High school kids Seth and Evan are desperate to get lucky so they’ll be able to go to college with “experience” and the only way they know to achieve that is to get chicks drunk. With the help of an extremely humorous fake Hawaiian ID and two hilariously easy-going local cops they get pretty close. As you might expect, the perfect audience for this film is about 14 years old, and considering the R16 rating it would only be fitting if they watched it on grainy VHS or wagged school to sneak into the flicks.
I Do is that rare beast: a romantic comedy that works better as a romance than a comedy, largely due to direction from Eric Lartigau that makes a horrible meal of the broad comedy moments and self-effacing performances from leads Charlotte Gainsbourg and Alain Chabat. Chabat plays hen-pecked metrosexual perfume designer Luis Costa, saddled with five sisters, seven nieces and a widowed mother, all of whom are desperate to see him married off. As seems to bethe way of things in French cinema recently Costa hires a stranger to pretend to be his fiancée so she can dump him at the alter and the family will get off his back. A matchless plan I’m sure you’ll agree.
Surely it can’t be a coincidence that this film is released in the same week as Perfume: The Story of a Murderer, another film about an emotionally stunted wonder-nose. Perfume is based on the well-loved Patrick Süsskind novel that many (including Stanley Kubrick) considered un-filmable and so it proves. Ben Wishaw plays Jean-Baptiste Grenouille: born into poverty in pre-revolutionary Paris he has a remarkable talent for discerning scent. Unfortunately, as a character he’s not much more than a monkey-boy with a nose and director Tom Tykwer fails to find a satisfactory cinematic representation for the sense of smell which defeats the point somewhat.
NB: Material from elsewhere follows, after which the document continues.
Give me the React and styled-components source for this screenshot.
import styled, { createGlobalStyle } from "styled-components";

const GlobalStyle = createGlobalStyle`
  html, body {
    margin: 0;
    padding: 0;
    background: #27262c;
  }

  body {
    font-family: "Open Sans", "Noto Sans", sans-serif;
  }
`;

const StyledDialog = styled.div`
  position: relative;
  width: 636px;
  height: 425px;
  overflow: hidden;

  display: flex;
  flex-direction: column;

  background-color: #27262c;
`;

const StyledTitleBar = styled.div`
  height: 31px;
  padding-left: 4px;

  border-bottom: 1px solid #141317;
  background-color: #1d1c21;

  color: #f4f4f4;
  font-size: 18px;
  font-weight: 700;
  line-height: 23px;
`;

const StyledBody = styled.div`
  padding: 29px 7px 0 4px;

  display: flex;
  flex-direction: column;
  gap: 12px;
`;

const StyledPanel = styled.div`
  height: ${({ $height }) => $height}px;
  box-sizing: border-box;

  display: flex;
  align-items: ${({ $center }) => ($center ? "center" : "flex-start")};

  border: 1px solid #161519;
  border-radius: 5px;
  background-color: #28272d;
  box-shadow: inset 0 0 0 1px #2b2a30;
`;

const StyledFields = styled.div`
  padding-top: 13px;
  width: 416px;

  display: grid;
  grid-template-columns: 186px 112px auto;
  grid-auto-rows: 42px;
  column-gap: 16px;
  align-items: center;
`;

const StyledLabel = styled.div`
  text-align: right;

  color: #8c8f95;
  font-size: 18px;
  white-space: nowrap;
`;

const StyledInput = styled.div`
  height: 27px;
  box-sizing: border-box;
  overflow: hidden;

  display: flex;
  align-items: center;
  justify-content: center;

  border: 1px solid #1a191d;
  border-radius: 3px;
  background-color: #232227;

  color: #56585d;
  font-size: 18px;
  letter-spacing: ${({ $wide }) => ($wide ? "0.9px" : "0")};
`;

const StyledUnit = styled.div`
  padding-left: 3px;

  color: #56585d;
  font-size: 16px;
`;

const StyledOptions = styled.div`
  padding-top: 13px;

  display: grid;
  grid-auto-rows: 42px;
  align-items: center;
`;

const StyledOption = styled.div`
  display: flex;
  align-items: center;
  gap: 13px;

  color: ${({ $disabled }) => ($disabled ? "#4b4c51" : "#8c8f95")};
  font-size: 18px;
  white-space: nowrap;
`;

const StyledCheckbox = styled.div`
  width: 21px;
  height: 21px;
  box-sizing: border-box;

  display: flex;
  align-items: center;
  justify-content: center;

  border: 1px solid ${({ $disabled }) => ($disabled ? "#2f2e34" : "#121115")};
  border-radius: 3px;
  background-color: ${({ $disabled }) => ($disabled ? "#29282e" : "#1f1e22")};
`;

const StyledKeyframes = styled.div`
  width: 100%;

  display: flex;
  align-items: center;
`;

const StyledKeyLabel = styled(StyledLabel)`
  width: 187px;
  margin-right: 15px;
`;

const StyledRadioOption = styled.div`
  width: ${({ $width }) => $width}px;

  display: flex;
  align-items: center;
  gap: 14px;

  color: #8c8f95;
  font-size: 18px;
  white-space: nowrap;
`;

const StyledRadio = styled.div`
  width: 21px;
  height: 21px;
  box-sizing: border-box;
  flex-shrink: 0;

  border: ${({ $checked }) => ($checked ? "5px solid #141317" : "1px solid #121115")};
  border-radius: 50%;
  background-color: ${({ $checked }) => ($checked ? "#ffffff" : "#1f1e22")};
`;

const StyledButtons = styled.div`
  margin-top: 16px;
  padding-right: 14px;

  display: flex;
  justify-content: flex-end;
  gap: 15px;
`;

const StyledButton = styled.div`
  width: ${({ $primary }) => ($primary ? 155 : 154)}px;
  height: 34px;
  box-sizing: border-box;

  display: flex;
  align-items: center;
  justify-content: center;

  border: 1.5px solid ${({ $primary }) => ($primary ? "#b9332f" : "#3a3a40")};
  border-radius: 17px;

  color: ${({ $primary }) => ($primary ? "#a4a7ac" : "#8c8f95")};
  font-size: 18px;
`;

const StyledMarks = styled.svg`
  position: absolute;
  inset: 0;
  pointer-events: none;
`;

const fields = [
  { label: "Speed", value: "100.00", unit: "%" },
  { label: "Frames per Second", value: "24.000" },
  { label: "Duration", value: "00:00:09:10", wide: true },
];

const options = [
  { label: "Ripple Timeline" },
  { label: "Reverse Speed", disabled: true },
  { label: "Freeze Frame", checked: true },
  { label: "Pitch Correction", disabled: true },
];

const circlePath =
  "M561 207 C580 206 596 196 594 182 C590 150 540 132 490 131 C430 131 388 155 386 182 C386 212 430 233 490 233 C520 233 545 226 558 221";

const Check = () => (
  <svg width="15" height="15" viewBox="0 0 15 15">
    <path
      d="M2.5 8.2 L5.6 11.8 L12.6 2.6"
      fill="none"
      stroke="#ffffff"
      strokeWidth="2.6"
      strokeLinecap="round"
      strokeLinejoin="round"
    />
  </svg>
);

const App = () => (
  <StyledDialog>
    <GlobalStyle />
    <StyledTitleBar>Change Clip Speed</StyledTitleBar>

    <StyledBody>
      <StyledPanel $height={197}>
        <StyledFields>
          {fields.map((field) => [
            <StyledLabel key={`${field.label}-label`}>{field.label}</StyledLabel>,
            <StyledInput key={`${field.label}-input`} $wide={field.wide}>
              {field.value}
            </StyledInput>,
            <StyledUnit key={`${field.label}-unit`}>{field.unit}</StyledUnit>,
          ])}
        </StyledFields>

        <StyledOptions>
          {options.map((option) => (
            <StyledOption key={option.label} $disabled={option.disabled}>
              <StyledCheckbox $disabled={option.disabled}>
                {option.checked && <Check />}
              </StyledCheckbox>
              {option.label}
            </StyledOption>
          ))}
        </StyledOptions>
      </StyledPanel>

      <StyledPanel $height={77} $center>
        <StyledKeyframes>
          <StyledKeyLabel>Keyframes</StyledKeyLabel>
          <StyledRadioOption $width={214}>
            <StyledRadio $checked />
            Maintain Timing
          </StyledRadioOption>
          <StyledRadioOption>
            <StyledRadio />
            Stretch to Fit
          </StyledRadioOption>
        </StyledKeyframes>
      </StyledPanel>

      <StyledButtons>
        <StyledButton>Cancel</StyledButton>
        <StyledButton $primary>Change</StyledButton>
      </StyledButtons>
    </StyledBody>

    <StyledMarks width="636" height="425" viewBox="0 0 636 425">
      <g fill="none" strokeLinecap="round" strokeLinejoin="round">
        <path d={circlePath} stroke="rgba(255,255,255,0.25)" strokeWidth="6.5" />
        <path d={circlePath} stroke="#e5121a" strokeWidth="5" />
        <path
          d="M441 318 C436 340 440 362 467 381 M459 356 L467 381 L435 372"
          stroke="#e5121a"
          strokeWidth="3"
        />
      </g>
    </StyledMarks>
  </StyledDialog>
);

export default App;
I won’t go as far as recommending avoidance as, unlike most films, it is full of memorable moments and will at least provoke a response – its just that mine was negative.
The likeable comedian Steve Carell takes the lead in Evan Almighty, sequel to un-likeable comedian Jim Carrey’s smash-hit Bruce Almighty from 2003. Carell plays politician Evan Baxter who is taught a lesson in humility and ethics by genial practical joker God (Morgan Freeman). Soft-headed, dim-witted but warm-hearted.
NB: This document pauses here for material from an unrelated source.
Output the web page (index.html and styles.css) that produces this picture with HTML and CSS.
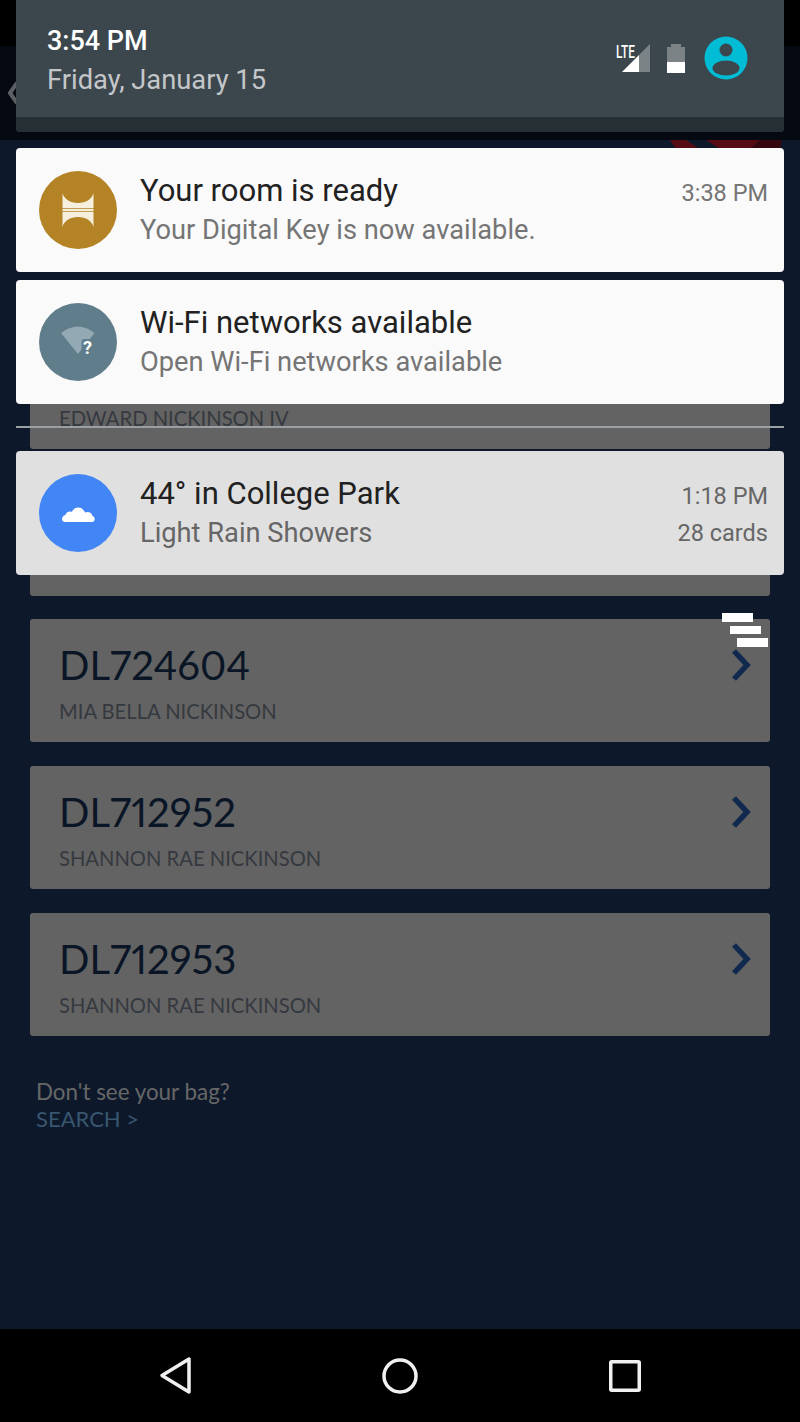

Punk came along at just the right time for Joe Strummer. As “Woody” Mellor (after folkie Woody Guthrie) he was a middle-class art school drop-out channelling his energy into women and pub rock until he heard the siren call of punk and made his mark as leader of The Clash. Julien Temple’s moving biography, The Future is Unwritten, is an excellent guide to the punk period but is even better on the personal and artistic resurrection of Strummer’s final years. Highly recommended.
Printed in Wellington’s Capital Times on Wednesday 19 September, 2007.